***** MATERIAL *****
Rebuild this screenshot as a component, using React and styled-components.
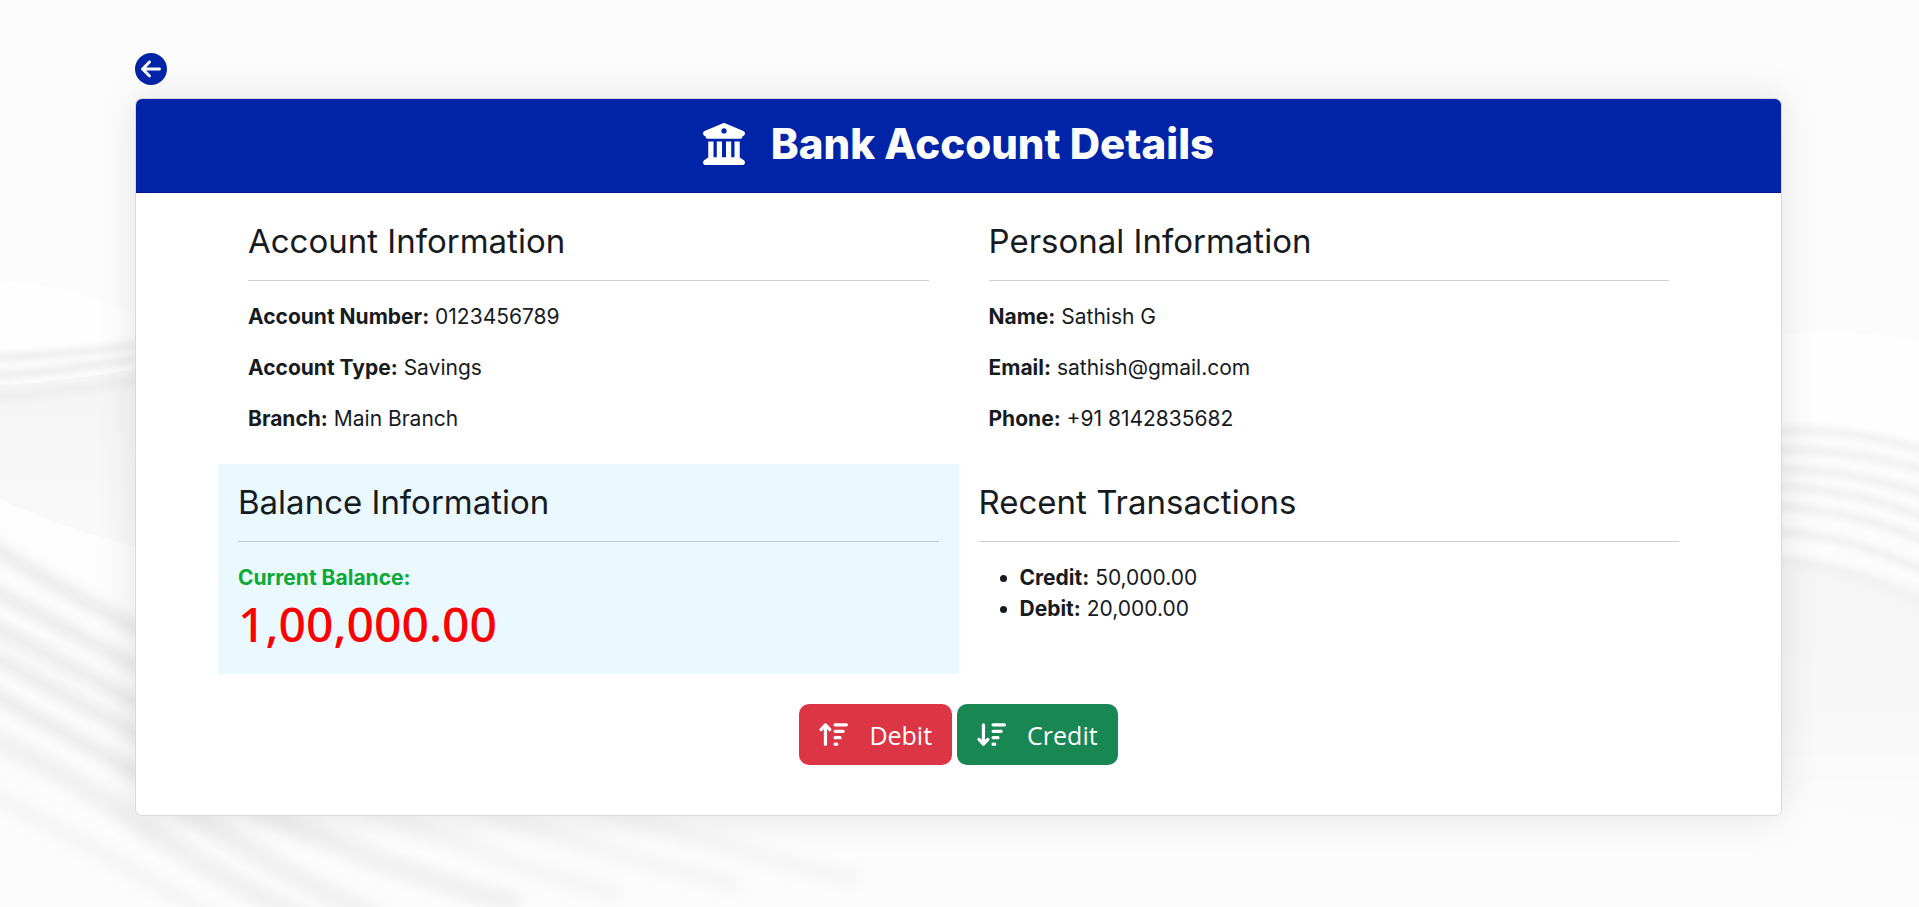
import React from "react";
import styled, { createGlobalStyle } from "styled-components";
import {
  FaCircleArrowLeft,
  FaBuildingColumns,
  FaArrowUpWideShort,
  FaArrowDownWideShort,
} from "react-icons/fa6";

const GlobalStyle = createGlobalStyle`
  *, *::before, *::after { box-sizing: border-box; }
  body {
    margin: 0;
    background: #fcfcfc;
    color: #171b1f;
    font-family: Inter, "Liberation Sans", sans-serif;
    font-size: 21px;
    line-height: 31px;
  }
`;

const Page = styled.main`
  position: relative;
  min-height: 100vh;
  padding: 53px 137px 91px 135px;
`;

const Waves = styled.svg`
  position: absolute;
  inset: 0;
  width: 100%;
  height: 100%;
  z-index: -1;
`;

const BackLink = styled.a`
  display: flex;
  width: 32px;
  height: 32px;
  margin-bottom: 13px;
  color: #0024a8;
  font-size: 32px;
`;

const Card = styled.section`
  border: 1px solid #d9d9d9;
  border-radius: 7px;
  background: #fff;
  box-shadow: 0 0 40px rgba(0, 0, 0, 0.1);
  overflow: hidden;
`;

const CardHeader = styled.header`
  display: flex;
  align-items: center;
  justify-content: center;
  gap: 26px;
  height: 94px;
  padding-bottom: 4px;
  border-bottom: 1px solid #00148f;
  background: #0024a8;
  color: #fff;
  font-size: 42px;
`;

const Title = styled.h1`
  margin: 0;
  font-size: 42px;
  line-height: 50px;
  font-weight: 800;
`;

const Grid = styled.div`
  display: grid;
  grid-template-columns: 1fr 1fr;
  padding: 10px 82px 0;
`;

const Panel = styled.section`
  padding: ${(p) => (p.$inset ? "20px 30px 10px" : "20px")};
  background: ${(p) => (p.$tinted ? "#e9f9ff" : "transparent")};
`;

const PanelTitle = styled.h2`
  margin: 0 0 20px;
  padding-bottom: 20px;
  border-bottom: 1px solid ${(p) => (p.$tinted ? "#bccbd1" : "#cfd0d1")};
  font-size: 33px;
  line-height: 37px;
  font-weight: 400;
`;

const Field = styled.p`
  margin: 0 0 20px;
`;

const Label = styled.strong`
  font-weight: 700;
`;

const BalanceLabel = styled(Label)`
  display: block;
  color: #0ca936;
`;

const Amount = styled.p`
  margin: 0;
  color: #f00;
  font-family: "Noto Sans", "Open Sans", sans-serif;
  font-size: 48px;
  line-height: 61px;
  font-weight: 500;
`;

const TransactionList = styled.ul`
  margin: 0;
  padding-left: 41px;
`;

const Actions = styled.div`
  display: flex;
  justify-content: center;
  gap: 5px;
  padding: 30px 0 50px;
`;

const ActionButton = styled.button`
  display: flex;
  align-items: center;
  gap: 21px;
  height: 61px;
  padding: 0 20px;
  border: 0;
  border-radius: 10px;
  background: ${(p) => (p.$kind === "debit" ? "#dc3545" : "#198754")};
  color: #fff;
  font-family: "Open Sans", "Noto Sans", sans-serif;
  font-size: 25px;
  line-height: 38px;
  cursor: pointer;

  svg {
    width: 29px;
    height: 29px;
  }
`;

const account = [
  ["Account Number:", "0123456789"],
  ["Account Type:", "Savings"],
  ["Branch:", "Main Branch"],
];
const person = [
  ["Name:", "Sathish G"],
  ["Email:", "sathish@gmail.com"],
  ["Phone:", "+91 8142835682"],
];
const transactions = [
  ["Credit:", "50,000.00"],
  ["Debit:", "20,000.00"],
];

function Fields({ rows }) {
  return rows.map(([label, value]) => (
    <Field key={label}>
      <Label>{label}</Label> {value}
    </Field>
  ));
}

const leftRibbons = [
  "M-30 534 Q60 590 200 662",
  "M-30 578 Q60 626 200 700",
  "M-30 614 Q60 660 200 738",
  "M-30 644 Q60 692 200 768",
  "M-30 682 Q60 730 200 808",
];
const lowerRibbons = [
  "M-30 728 Q60 768 140 824 T330 930",
  "M160 790 Q250 858 390 925",
  "M215 785 Q320 850 520 905",
];
const faintRibbons = [
  "M-30 786 Q90 840 230 930",
  "M340 790 Q450 850 620 895",
  "M440 790 Q560 845 740 885",
  "M560 790 Q680 840 860 880",
];
const rightRibbons = [
  "M1760 432 Q1850 424 1940 456",
  "M1760 450 Q1850 446 1940 475",
  "M1760 470 Q1850 466 1940 500",
  "M1760 486 Q1850 486 1940 523",
  "M1760 506 Q1850 506 1940 548",
  "M1760 532 Q1850 530 1940 580",
  "M1760 560 Q1850 560 1940 614",
];

function Ribbons({ paths, color, width, filter }) {
  return (
    <g fill="none" stroke={color} strokeWidth={width} filter={filter}>
      {paths.map((d) => (
        <path key={d} d={d} />
      ))}
    </g>
  );
}

function Background() {
  return (
    <Waves viewBox="0 0 1919 907" preserveAspectRatio="none" aria-hidden="true">
      <defs>
        <filter id="soft" x="-10%" y="-10%" width="120%" height="120%">
          <feGaussianBlur stdDeviation="6" />
        </filter>
        <filter id="fine" x="-10%" y="-50%" width="120%" height="200%">
          <feGaussianBlur stdDeviation="3" />
        </filter>
        <linearGradient id="shade" x1="0" y1="0" x2="0" y2="1">
          <stop offset="0" stopColor="#f4f4f4" />
          <stop offset="1" stopColor="#fafafa" />
        </linearGradient>
        <linearGradient id="slope" x1="0" y1="0" x2="0" y2="1">
          <stop offset="0" stopColor="#f5f5f5" />
          <stop offset="0.6" stopColor="#f8f8f8" />
          <stop offset="1" stopColor="#fcfcfc" />
        </linearGradient>
      </defs>
      <path d="M0 281 Q70 282 160 325 V360 H0Z" fill="#fefefe" />
      <path d="M0 385 Q90 380 180 360 V570 L0 500Z" fill="url(#shade)" />
      <Ribbons
        paths={["M-20 358 Q80 356 180 338", "M-20 377 Q80 371 180 350", "M-20 398 Q80 392 180 372"]}
        color="#ededed"
        width="8"
        filter="url(#fine)"
      />
      <path d="M0 499 Q70 533 160 552 V680 L0 620Z" fill="#fdfdfd" />
      <Ribbons paths={leftRibbons} color="#ececec" width="16" filter="url(#soft)" />
      <Ribbons paths={lowerRibbons} color="#f1f1f1" width="22" filter="url(#soft)" />
      <Ribbons paths={faintRibbons} color="#f6f6f6" width="20" filter="url(#soft)" />
      <path d="M1770 336 Q1850 326 1919 342 V450 L1770 430Z" fill="#fefefe" />
      <path
        d="M1760 560 Q1860 560 1940 600 V830 L1760 790Z"
        fill="url(#slope)"
        filter="url(#soft)"
      />
      <Ribbons paths={rightRibbons} color="#f1f1f1" width="9" filter="url(#fine)" />
    </Waves>
  );
}

export default function App() {
  return (
    <Page>
      <GlobalStyle />
      <Background />
      <BackLink href="#" aria-label="Back">
        <FaCircleArrowLeft />
      </BackLink>
      <Card>
        <CardHeader>
          <FaBuildingColumns />
          <Title>Bank Account Details</Title>
        </CardHeader>
        <Grid>
          <Panel $inset>
            <PanelTitle>Account Information</PanelTitle>
            <Fields rows={account} />
          </Panel>
          <Panel $inset>
            <PanelTitle>Personal Information</PanelTitle>
            <Fields rows={person} />
          </Panel>
          <Panel $tinted>
            <PanelTitle $tinted>Balance Information</PanelTitle>
            <BalanceLabel>Current Balance:</BalanceLabel>
            <Amount>1,00,000.00</Amount>
          </Panel>
          <Panel>
            <PanelTitle>Recent Transactions</PanelTitle>
            <TransactionList>
              {transactions.map(([label, value]) => (
                <li key={label}>
                  <Label>{label}</Label> {value}
                </li>
              ))}
            </TransactionList>
          </Panel>
        </Grid>
        <Actions>
          <ActionButton type="button" $kind="debit">
            <FaArrowUpWideShort />
            Debit
          </ActionButton>
          <ActionButton type="button" $kind="credit">
            <FaArrowDownWideShort />
            Credit
          </ActionButton>
        </Actions>
      </Card>
    </Page>
  );
}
*****
SHORT EXERCISE — How many of the lines above include the word "components"? Respond with the number alone.

TASK SOLUTION — 2